Linux Packages (apt)

  • curl
  • snmp
  • dnsutils
  • libpython2.7
  • python-dev
  • mysql-client
  • nmap
  • freetds-dev
  • freetds-bin
  • ldapsearch

Python Packages (pip)

  • pymssql
  • cx_Oracle (and related libraries for Oracle Database 12c) — Avi Vantage 17.1.3 onwards
  • py-radius — Avi Vantage 17.2.5 onwards

NTP Health Monitor Example using netcat program

nc -zuv pool.ntp.org 123 2>&1 | grep "(ntp) open"
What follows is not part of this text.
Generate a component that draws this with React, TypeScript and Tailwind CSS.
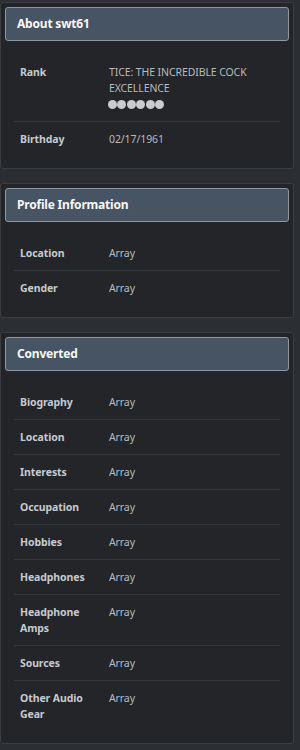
import React from "react";

type Row = { label: string; value: React.ReactNode };

const about: Row[] = [
  {
    label: "Rank",
    value: (
      <div>
        <div>TICE: THE INCREDIBLE COCK EXCELLENCE</div>
        <div className="-ml-[1px] flex h-[16px] items-center gap-[0.4px]">
          {[0, 1, 2, 3, 4, 5].map((i) => (
            <span key={i} className="inline-block h-[9px] w-[9px] rounded-full bg-[#c9cbcf]" />
          ))}
        </div>
      </div>
    ),
  },
  { label: "Birthday", value: "02/17/1961" },
];

const profile: Row[] = [
  { label: "Location", value: "Array" },
  { label: "Gender", value: "Array" },
];

const converted: Row[] = [
  "Biography",
  "Location",
  "Interests",
  "Occupation",
  "Hobbies",
  "Headphones",
  "Headphone Amps",
  "Sources",
  "Other Audio Gear",
].map((label) => ({ label, value: "Array" }));

function Panel({ title, rows }: { title: string; rows: Row[] }) {
  return (
    <section className="w-[294px] rounded-[3px] border border-[#3a3d42] bg-[#232529] p-[4px]">
      <h2 className="flex h-[34px] items-center rounded-[3px] border border-[#8e98a1] bg-[#465463] px-[11px] text-[12px] font-bold tracking-[-0.2px] text-[#f7f8f9]">
        {title}
      </h2>
      <dl className="px-[9px] pt-[14px] pb-[8px]">
        {rows.map((row, i) => (
          <div
            key={i}
            className={
              "flex px-[6px] py-[9px] text-[10.5px] leading-[16px] tracking-[-0.1px]" +
              (i > 0 ? " border-t border-[#35383d]" : "")
            }
          >
            <dt className="w-[89px] shrink-0 pr-[14px] font-bold text-[#c6cacf]">{row.label}</dt>
            <dd className="text-[#b6babf]">{row.value}</dd>
          </div>
        ))}
      </dl>
    </section>
  );
}

export default function App() {
  return (
    <div
      className="flex min-h-[750px] flex-col gap-[14px] bg-[#2b2e33] pt-[2px]"
      style={{ fontFamily: '"Noto Sans", "Open Sans", sans-serif' }}
    >
      <Panel title="About swt61" rows={about} />
      <Panel title="Profile Information" rows={profile} />
      <Panel title="Converted" rows={converted} />
    </div>
  );
}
The sample configuration for using a native perl script is as follows:

#!/usr/bin/perl 
# ntpdate.pl

# this code will query a ntp server for the local time and display
# it.  it is intended to show how to use a NTP server as a time
# source for a simple network connected device.

# 
# For better clock management see the offical NTP info at:
# http://www.eecis.udel.edu/~ntp/
#

# written by Tim Hogard (thogard@abnormal.com)
# Thu Sep 26 13:35:41 EAST 2002
# this code is in the public domain.
# it can be found here http://www.abnormal.com/~thogard/ntp/

$HOSTNAME=shift;
$HOSTNAME="192.168.1.254" unless $HOSTNAME ;	# our NTP server
$PORTNO=123;			# NTP is port 123
$MAXLEN=1024;			# check our buffers

use Socket;

#we use the system call to open a UDP socket
socket(SOCKET, PF_INET, SOCK_DGRAM, getprotobyname("udp")) or die "socket: $!";

#convert hostname to ipaddress if needed
$ipaddr   = inet_aton($HOSTNAME);
$portaddr = sockaddr_in($PORTNO, $ipaddr);

# build a message.  Our message is all zeros except for a one in the protocol version field
# $msg in binary is 00 001 000 00000000 ....  or in C msg[]={010,0,0,0,0,0,0,0,0,...}
#it should be a total of 48 bytes long
$MSG="\01 

Note: The ntpdate or ntpq programs are not packaged in the Service Engine, and hence cannot be used at this point in time.